Even though excessive drinking of Alcohol increases the likelihood of stroke, little is documented on how modest drinking affects the risk of developing stroke over time.

Alcohol Consumption And Stroke Risk

Researchers analyzed data from 1,536,668 women’s and men’s national health records for an experiment.

Between 2009 and 2012, volunteers completed four yearly health tests. Their ages varied from 20 – 39. The main aspect of the patient’s health was their risk of stroke.

According to weekly alcohol intake in grams, the study divided alcohol intake into four groups:

● Heavy alcohol intake of above 210 grams

● Moderate alcohol intake of between 105-210 grams

● Mild alcohol intake of between 0-105 grams

● No alcohol intake

For comparison purposes, 105 g of Alcohol equals one & and a half regular wine bottles or seven and a half 12-ounce beers.

Along with other morbidities, including cancer, diabetes, and hypertension, investigators also examined individuals’ income, sex, and age.

Follow-up with the participants lasted approximately 5.6 years. And 3,153 patients had a stroke throughout the follow-up duration.

After reviewing the data, the investigators discovered that stroke incidence rose gradually along with accumulating alcohol use.

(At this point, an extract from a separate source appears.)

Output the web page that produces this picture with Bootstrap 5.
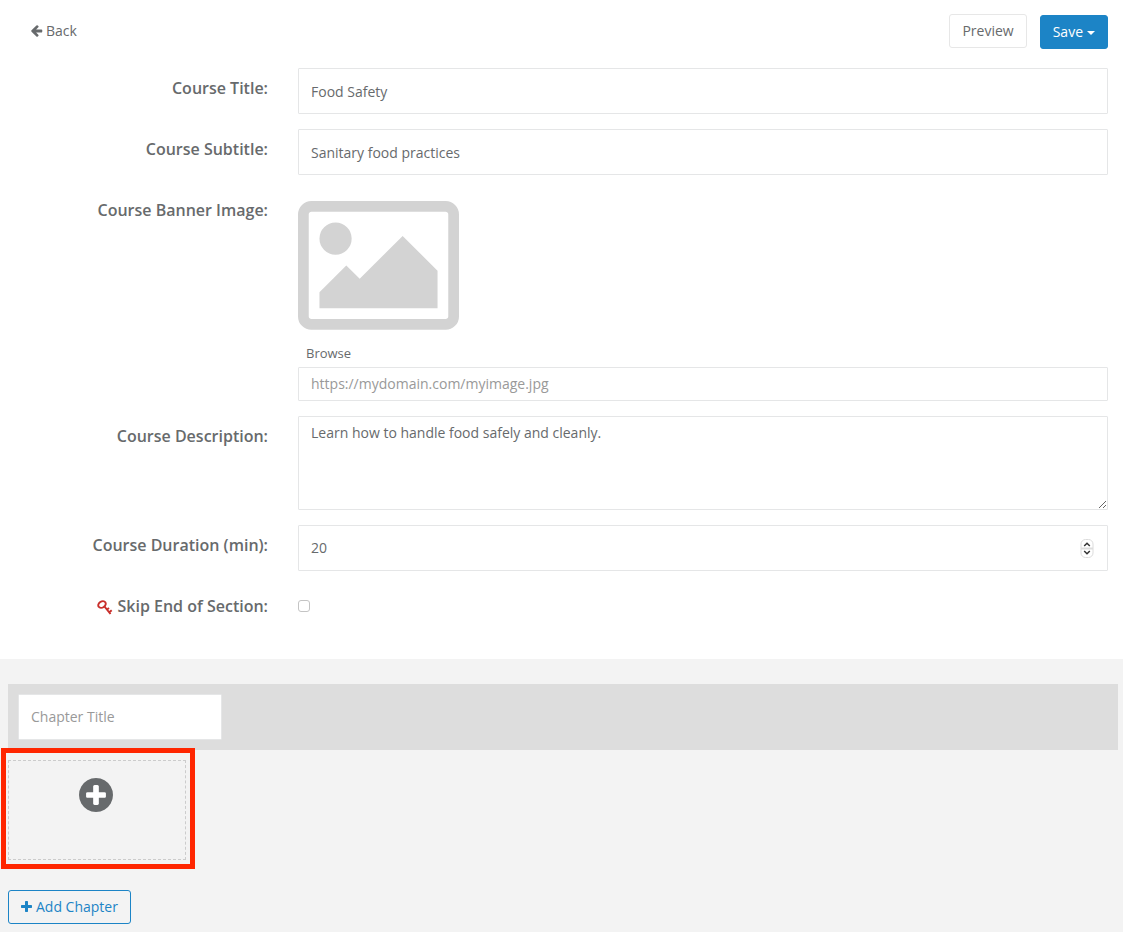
<!DOCTYPE html>
<html lang="en">
<head>
<meta charset="utf-8">
<meta name="viewport" content="width=device-width, initial-scale=1">
<title>Edit Course</title>
<link href="https://cdn.jsdelivr.net/npm/bootstrap@5.3.0/dist/css/bootstrap.min.css" rel="stylesheet">
<style>
  body { font-family: "Open Sans", sans-serif; font-size: 14px; line-height: 20px; color: #676a6c; background: #f3f3f3; }
  .course-form { padding: 14px 0 26px 3px; }
  .toolbar { padding: 0 15px 0 28px; margin-bottom: 19px; gap: 13px; }
  .btn { font-size: 14px; line-height: 20px; padding: 6px 12px; border-radius: 3px; }
  .btn-preview { color: #676a6c; background: #fff; border-color: #e7e7e7; }
  .btn-save { color: #fff; background: #1c84c6; border-color: #1c84c6; margin-top: 1px; }
  .btn-save::after { border-width: 4px 4px 0; margin-left: 4px; vertical-align: 2px; }
  .btn-add { color: #1c84c6; border-color: #1c84c6; gap: 4px; }
  .back-link { color: #676a6c; text-decoration: none; padding-top: 7px; gap: 3px; }
  .form-row { --bs-gutter-x: 30px; margin: 0 0 15px; }
  .form-row > .field-label { font-size: 16px; line-height: 24px; font-weight: 600; padding-top: 8px; text-align: right; }
  .form-control, .form-control:focus { font-size: 14px; line-height: 20px; padding: 6px 12px; color: #676a6c; border: 1px solid #e5e6e7; border-radius: 1px; }
  .form-control::placeholder { color: #999; }
  .tall { height: 46px; }
  textarea.form-control { height: 94px; }
  .banner-icon { display: block; width: 161px; margin-top: 11px; fill: #d3d3d3; }
  .browse-btn { font-size: 13px; font-weight: 400; color: #676a6c; padding: 0 8px; margin: 13px 0 4px; border: 0; background: none; display: block; }
  input[type=number] { appearance: textfield; -moz-appearance: textfield; }
  input[type=number]::-webkit-inner-spin-button { display: none; }
  .stepper { right: 14px; top: 14px; width: 14px; height: 19px; }
  .form-check-input { width: 12px; height: 12px; margin: 14px 0 0; border: 1px solid #c4c4c4; display: block; }
  .form-check-input[type=checkbox] { border-radius: 3px; }
  .chapters { padding: 25px 5px 8px 8px; }
  .chapter-bar { background: #ddd; padding: 10px; }
  .chapter-title { width: 204px; }
  .highlight { width: 194px; height: 121px; margin: -2px 0 21px -7px; border: 5px solid #ff2600; padding: 7px 4px 4px 2px; position: relative; }
  .add-section { width: 178px; height: 100px; border: 1px dashed #ccc; background: none; color: #676a6c; padding: 17px 2px 0 0; }
</style>
</head>
<body>
<main>
  <form class="course-form bg-white">
    <div class="toolbar d-flex align-items-start">
      <a href="#" class="back-link me-auto d-flex align-items-center">
        <svg width="12" height="12" viewBox="0 0 1536 1600" fill="currentColor" aria-hidden="true"><path d="M1472 736v128q0 53-32.500 90.500T1355 992H651l293 294q38 36 38 90t-38 90l-75 76q-37 37-90 37-52 0-91-37L37 890Q0 853 0 800q0-52 37-91L688 59q38-38 91-38 52 0 90 38l75 74q38 38 38 91t-38 91L651 608h704q52 0 84.500 37.500T1472 736z"/></svg>Back</a>
      <button type="button" class="btn btn-preview">Preview</button>
      <button type="button" class="btn btn-save dropdown-toggle" data-bs-toggle="dropdown">Save</button>
    </div>

    <div class="row form-row">
      <label class="col-3 field-label" for="title">Course Title:</label>
      <div class="col-9"><input id="title" type="text" class="form-control tall" value="Food Safety"></div>
    </div>
    <div class="row form-row">
      <label class="col-3 field-label" for="subtitle">Course Subtitle:</label>
      <div class="col-9"><input id="subtitle" type="text" class="form-control tall" value="Sanitary food practices"></div>
    </div>
    <div class="row form-row">
      <label class="col-3 field-label" for="banner">Course Banner Image:</label>
      <div class="col-9">
        <svg class="banner-icon" viewBox="0 0 1920 1536" aria-hidden="true"><path d="M640 448q0 80-56 136t-136 56-136-56-56-136 56-136 136-56 136 56 56 136zm1024 384v448H256v-192l320-320 160 160 512-512zm96-704H160q-13 0-22.500 9.500T128 160v1216q0 13 9.500 22.500t22.500 9.500h1600q13 0 22.500-9.500t9.500-22.500V160q0-13-9.500-22.500T1760 128zm160 32v1216q0 66-47 113t-113 47H160q-66 0-113-47T0 1376V160Q0 94 47 47T160 0h1600q66 0 113 47t47 113z"/></svg>
        <button type="button" class="browse-btn">Browse</button>
        <input id="banner" type="url" class="form-control" placeholder="https://mydomain.com/myimage.jpg">
      </div>
    </div>
    <div class="row form-row">
      <label class="col-3 field-label" for="description">Course Description:</label>
      <div class="col-9"><textarea id="description" class="form-control">Learn how to handle food safely and cleanly.</textarea></div>
    </div>
    <div class="row form-row">
      <label class="col-3 field-label" for="duration">Course Duration (min):</label>
      <div class="col-9"><div class="position-relative">
        <input id="duration" type="number" class="form-control tall" value="20">
        <svg class="stepper position-absolute" viewBox="0 0 14 19" fill="none" aria-hidden="true"><rect x="1" y=".5" width="12" height="18" rx="4.500" fill="#fff" stroke="#dcdcdc"/><path d="M1 9.500h12" stroke="#ddd" stroke-width="2"/><path d="M4.200 7 7 4.200 9.800 7M4.200 12 7 14.800 9.800 12" stroke="#333" stroke-width="1.500"/></svg>
      </div></div>
    </div>
    <div class="row form-row">
      <label class="col-3 field-label" for="skip"><svg width="16" height="16" viewBox="0 0 16 16" fill="none" stroke="#c9302c" stroke-width="2" aria-hidden="true"><ellipse cx="5" cy="4.500" rx="4" ry="3" transform="rotate(-35 5 4.500)"/><path d="M7.500 6.500 13.500 14M10 9.500l2-1.500M12.300 12.300l2.400-2"/></svg> Skip End of Section:</label>
      <div class="col-9"><input id="skip" type="checkbox" class="form-check-input"></div>
    </div>
  </form>

  <section class="chapters">
    <div class="chapter-bar"><input type="text" class="form-control tall chapter-title" placeholder="Chapter Title" aria-label="Chapter Title"></div>
    <div class="highlight">
      <button type="button" class="add-section d-flex justify-content-center align-items-start" aria-label="Add section">
        <svg width="34" height="34" viewBox="0 0 1536 1536" fill="currentColor" aria-hidden="true"><circle cx="768" cy="768" r="700" fill="#fff"/><path d="M1216 832v-128q0-26-19-45t-45-19H896V384q0-26-19-45t-45-19H704q-26 0-45 19t-19 45v256H384q-26 0-45 19t-19 45v128q0 26 19 45t45 19h256v256q0 26 19 45t45 19h128q26 0 45-19t19-45V896h256q26 0 45-19t19-45zm320-64q0 209-103 385.500T1153.500 1433 768 1536t-385.500-103T103 1153.500 0 768t103-385.500T382.500 103 768 0t385.500 103T1433 382.500 1536 768z"/></svg>
      </button>
    </div>
    <button type="button" class="btn btn-add d-inline-flex align-items-center"><svg width="11" height="11" viewBox="0 0 1408 1408" fill="currentColor" aria-hidden="true"><path d="M1408 608v192q0 40-28 68t-68 28H896v416q0 40-28 68t-68 28H608q-40 0-68-28t-28-68V896H96q-40 0-68-28T0 800V608q0-40 28-68t68-28h416V96q0-40 28-68t68-28h192q40 0 68 28t28 68v416h416q40 0 68 28t28 68z"/></svg>Add Chapter</button>
  </section>
</main>
<script src="https://cdn.jsdelivr.net/npm/bootstrap@5.3.0/dist/js/bootstrap.bundle.min.js"></script>
</body>
</html>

A 19% greater risk of stroke was reported in subjects who had drunk moderately to heavily for two years. The risk was increased by 22% for individuals three years and 23% for individuals four years.

Whereas the incidence of light consumption was not statistically relevant, researchers discovered that heavy users had a 28% increased stroke risk compared to non-drinkers.

As a preventive care technique, the researchers concluded that young individuals who drink heavily should be encouraged to reduce their alcohol intake.

Why Is Alcohol Use Associated With A Higher Risk Of Stroke?

According to Professor Tamar Rodney from the John Hopkins School of nursing, who participated in the research, “Alcohol has an impact on a variety of human organs, mainly since blood is the vehicle it travels through. The brain is one of the many parts that Alcohol will swiftly impair due to the way the body metabolizes Alcohol.”

“Recurring alcohol exposure to the brain can create processes that result in inadequate oxygen-rich blood circulation or cerebral clots, which could result in a stroke. Moreover, the brain is only one of the numerous organs that can malfunction as a result of excessive consumption of Alcohol,” Rodney said.